Ignorance is not bliss. Sometimes vendors do things differently. When that becomes relevant to the topic at hand, I’ll note it—not to explain five different syntaxes, but to show that variations exist.

Who This Series Is For

CCNA Candidates

If you’re studying for the CCNA exam, this series covers every exam objective in depth. You’ll still want hands-on lab practice with actual Cisco equipment, but the conceptual foundation you build here will make that practice far more effective. You’ll understand why you’re typing those commands, not just what to type.

Those Breaking Into the Field

Starting your networking career? This series assumes no prior knowledge. Every technical term is explained when first introduced. Analogies, visual representations, and live examples bridge the gap between everyday experience and networking concepts.

Experienced IT Professionals

While this series is beginner-friendly, it also serves as a technical refresher for seasoned engineers. You may have configured VLANs countless times, yet never thoroughly explored the frame-level mechanics of 802.1Q tagging.

Students

Whether in a formal networking program or self-studying, this series provides structured learning with real-world context. Each post stands on its own but also builds toward a comprehensive understanding.

How the Series Is Organized

The series follows the six domains of the CCNA 200-301 exam, with posts broken out by sub-topic where depth warrants separation:

  • Domain 1: Network Fundamentals
  • Domain 2: Network Access
  • Domain 3: IP Connectivity
  • Domain 4: IP Services
  • Domain 5: Security Fundamentals
  • Domain 6: Automation and Programmability

What Each Post Includes

Every post in this series follows a consistent structure:

Concept Explanation

The “what” and “why” are explained in plain language. Analogies connect concepts to everyday experience. I won’t oversimplify, but I also won’t make assumptions about what domains you hold knowledge in.

Technical Deep-Dive

Details matter. How does this actually work at a technical level? What’s happening in the packets? What do the standards specify?

Diagrams, Visualizations, and Demonstrations

Networking is inherently visual. Diagrams map out concepts and practical demonstrations show them in action. Seeing exactly how a frame traverses a switched network is often more valuable than reading the RFC.

Footnotes

As with most engineering disciplines, networking is full of edge cases, exceptions, and “well, actually” moments. Rather than cluttering or confusing the main text, these are explained in footnotes. They’re there for the curious and the thorough—skip them if you want the core concepts.

References

I’ll link the authoritative sources—RFCs, IEEE standards, vendor-neutral documentation. The sources that you may trust more than a 23-year-old on the internet 😄.

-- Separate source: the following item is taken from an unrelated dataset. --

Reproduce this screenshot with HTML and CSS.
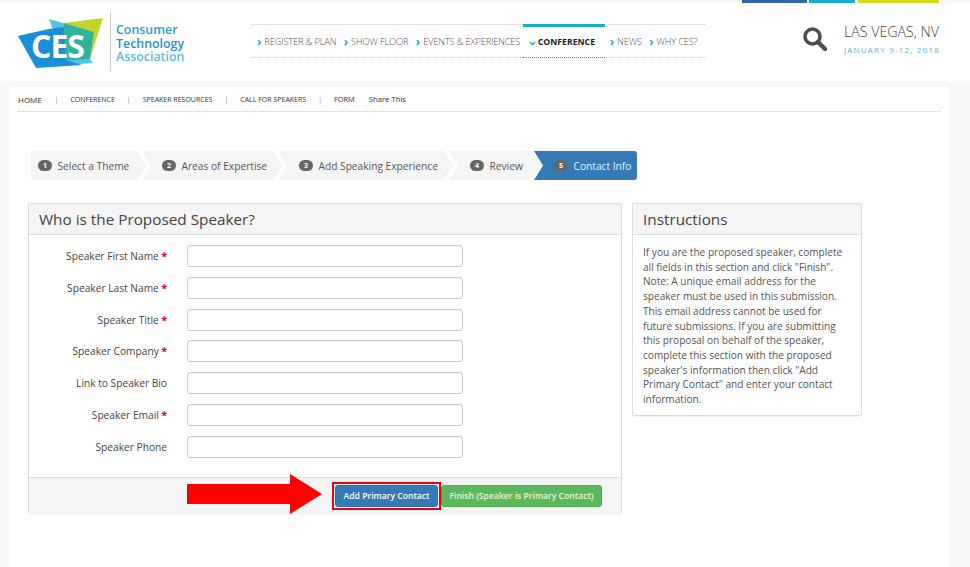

A Note on Simplification and Accuracy

This is a learning resource, not a reference manual.

I will occasionally simplify. When first learning how Spanning Tree works, you don’t need to know every variant, every edge case, every vendor-specific implementation of the protocol. You need to understand the core concept: why loops are bad and how STP prevents them.

I’ll acknowledge these simplifications in footnotes.

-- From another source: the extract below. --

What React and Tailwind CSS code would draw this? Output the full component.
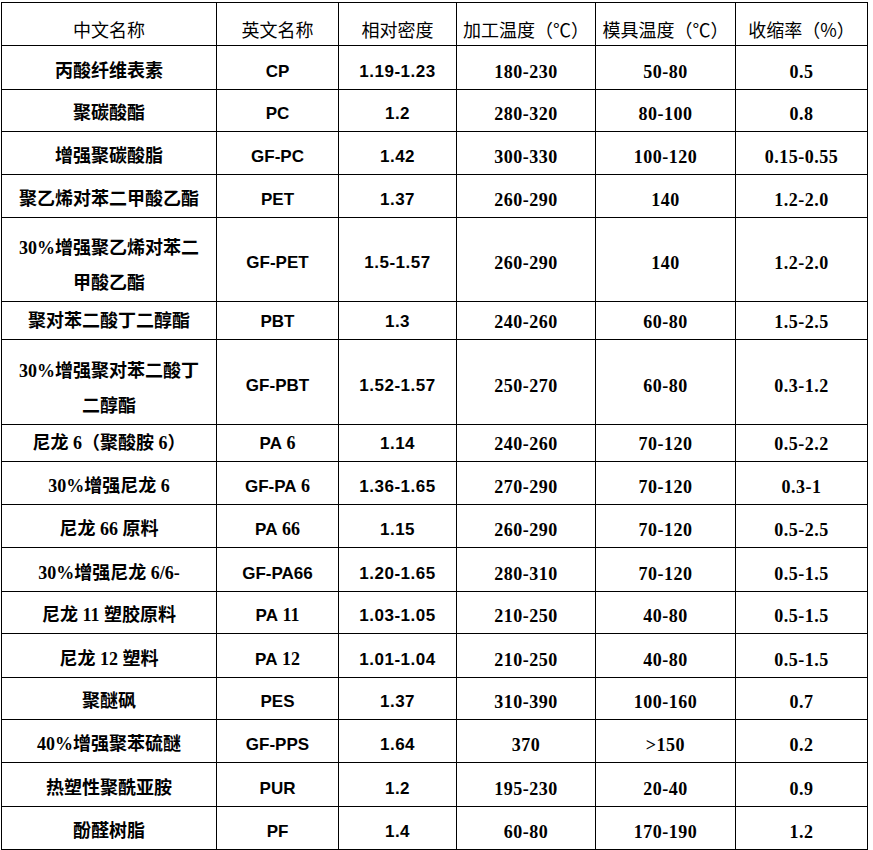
import React from "react";

const rows = [
  { h: "h-[42px]", cn: ["丙酸纤维表素"], en: "CP", d: "1.19-1.23", t: "180-230", m: "50-80", s: "0.5" },
  { h: "h-[43px]", cn: ["聚碳酸酯"], en: "PC", d: "1.2", t: "280-320", m: "80-100", s: "0.8" },
  { h: "h-[43px]", cn: ["增强聚碳酸脂"], en: "GF-PC", d: "1.42", t: "300-330", m: "100-120", s: "0.15-0.55" },
  { h: "h-[43px]", cn: ["聚乙烯对苯二甲酸乙酯"], en: "PET", d: "1.37", t: "260-290", m: "140", s: "1.2-2.0" },
  { h: "h-[79px]", cn: ["30%增强聚乙烯对苯二", "甲酸乙酯"], en: "GF-PET", d: "1.5-1.57", t: "260-290", m: "140", s: "1.2-2.0" },
  { h: "h-[44px]", cn: ["聚对苯二酸丁二醇酯"], en: "PBT", d: "1.3", t: "240-260", m: "60-80", s: "1.5-2.5" },
  { h: "h-[78px]", cn: ["30%增强聚对苯二酸丁", "二醇酯"], en: "GF-PBT", d: "1.52-1.57", t: "250-270", m: "60-80", s: "0.3-1.2" },
  { h: "h-[43px]", cn: ["尼龙 6（聚酸胺 6）"], en: "PA 6", d: "1.14", t: "240-260", m: "70-120", s: "0.5-2.2" },
  { h: "h-[43px]", cn: ["30%增强尼龙 6"], en: "GF-PA 6", d: "1.36-1.65", t: "270-290", m: "70-120", s: "0.3-1" },
  { h: "h-[44px]", cn: ["尼龙 66 原料"], en: "PA 66", d: "1.15", t: "260-290", m: "70-120", s: "0.5-2.5" },
  { h: "h-[42px]", cn: ["30%增强尼龙 6/6-"], en: "GF-PA66", d: "1.20-1.65", t: "280-310", m: "70-120", s: "0.5-1.5" },
  { h: "h-[44px]", cn: ["尼龙 11 塑胶原料"], en: "PA 11", d: "1.03-1.05", t: "210-250", m: "40-80", s: "0.5-1.5" },
  { h: "h-[42px]", cn: ["尼龙 12 塑料"], en: "PA 12", d: "1.01-1.04", t: "210-250", m: "40-80", s: "0.5-1.5" },
  { h: "h-[43px]", cn: ["聚醚砜"], en: "PES", d: "1.37", t: "310-390", m: "100-160", s: "0.7" },
  { h: "h-[44px]", cn: ["40%增强聚苯硫醚"], en: "GF-PPS", d: "1.64", t: "370", m: ">150", s: "0.2" },
  { h: "h-[43px]", cn: ["热塑性聚酰亚胺"], en: "PUR", d: "1.2", t: "195-230", m: "20-40", s: "0.9" },
  { h: "h-[43px]", cn: ["酚醛树脂"], en: "PF", d: "1.4", t: "60-80", m: "170-190", s: "1.2" },
  { h: "h-[43px]", cn: [""], en: "", d: "", t: "", m: "", s: "" },
];

const grid = "grid grid-cols-[215px_122px_118px_139px_140px_132px]";
const cellBase = "border-r border-b border-black flex flex-col items-center justify-center text-black";
const cell = `${cellBase} pt-[8px]`;
const cnFont = "font-['Liberation_Serif','Noto_Sans_CJK_SC',serif] font-bold text-[18px]";
const sansFont = "font-['Liberation_Sans','Noto_Sans_CJK_SC',sans-serif] font-bold text-[17px]";
const serifFont = "font-['Liberation_Serif','Noto_Sans_CJK_SC',serif] font-bold text-[18px] tracking-[0.5px]";
const headFont = "font-['Noto_Sans_CJK_SC',sans-serif] font-normal text-[18px]";

function EnCode({ text }) {
  const m = text.match(/^(.*?)( \d+)$/);
  if (m) {
    return (
      <span className="whitespace-pre">
        {m[1]}
        <span className="font-['Liberation_Serif',serif] text-[18px]">{m[2]}</span>
      </span>
    );
  }
  return <span className="whitespace-pre">{text}</span>;
}

export default function App() {
  const headers = ["中文名称", "英文名称", "相对密度", "加工温度（℃）", "模具温度（℃）", "收缩率（%）"];
  return (
    <div className="bg-white w-[873px] h-[850px] overflow-hidden">
      <div className="ml-[1px] mt-[2px] w-fit border-l border-t border-black">
        <div className={`${grid} h-[43px]`}>
          {headers.map((h, i) => (
            <div key={i} className={`${cellBase} pt-[10px] ${headFont} leading-[22px]`}>
              {h}
            </div>
          ))}
        </div>
        {rows.map((r, i) => (
          <div key={i} className={`${grid} ${r.h}`}>
            <div
              className={`${cellBase} ${r.cn.length > 1 ? "pt-[14px]" : "pt-[8px]"} ${cnFont} leading-[35px]`}
            >
              {r.cn.map((l, j) => (
                <div key={j} className="whitespace-pre">{l}</div>
              ))}
            </div>
            <div className={`${cell} ${sansFont} leading-[22px]`}>
              <EnCode text={r.en} />
            </div>
            <div className={`${cell} ${sansFont} tracking-[0.5px] leading-[22px]`}>{r.d}</div>
            <div className={`${cell} ${serifFont} leading-[22px]`}>{r.t}</div>
            <div className={`${cell} ${serifFont} leading-[22px]`}>{r.m}</div>
            <div className={`${cell} ${serifFont} leading-[22px]`}>{r.s}</div>
          </div>
        ))}
      </div>
    </div>
  );
}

Think of it like learning calculus. You don’t start with Real Analysis1. You discover that a derivative is a slope and an integral is the area under a curve. Later, you learn about limits, Riemann sums, and epsilon-delta proofs. The simplified version wasn’t wrong—it was appropriate for where you were in your academic journey.

That said, I am only human. While I aim to distinguish between helpful simplification and technical error, mistakes can happen. If you spot an inaccuracy—whether it’s a typo, an oversimplification, or a concept I’ve misrepresented—please reach out so I can correct it.

Key Takeaways

  1. This series covers the full scope of foundational networking: 70 posts, structured around the six domains of the CCNA 200-301 exam, from fundamentals through automation.
  2. Vendor-agnostic means standards-first: The focus is on IEEE, IETF, and industry standards—not vendor-specific syntax. The concepts transfer to any platform.
  3. Understanding “why” beats memorizing “how”: If you know why a protocol exists, you can troubleshoot any vendor’s implementation of it.
  4. Simplifications are intentional and marked: When something is simplified for clarity, it’s acknowledged in footnotes. Simplification is not inaccuracy—it’s pedagogy.
  5. No prior knowledge is assumed: Technical terms are defined when introduced. The series is designed to be accessible to beginners while remaining useful to experienced engineers.

In Part 2, we start with the device at the center of every network: the router—what it does, why it exists, and how it moves packets between networks.



References

  • Cisco Systems. (2024). CCNA Exam Topics (200-301 v1.1). Cisco Learning Network. Link
  • IEEE Standards Association. (2018). IEEE 802.1Q-2018 — Bridges and Bridged Networks. IEEE. Link
  • IEEE Standards Association. (2022). IEEE 802.3 — Ethernet. IEEE. Link
  • Moy, J. (1998). OSPF Version 2. RFC 2328, IETF. Link
  • Postel, J. (1981). Internet Protocol. RFC 791, IETF. Link

Footnotes

  1. The calculus analogy isn’t perfectly parallel. Math prerequisites are strictly hierarchical—you genuinely cannot do integration without understanding derivatives. Networking is less rigid: you can configure VLANs without fully understanding STP, and many “advanced” topics are accessible without mastering every foundational concept first. The analogy holds for the learning philosophy (start simple, add nuance later), not for the dependency structure.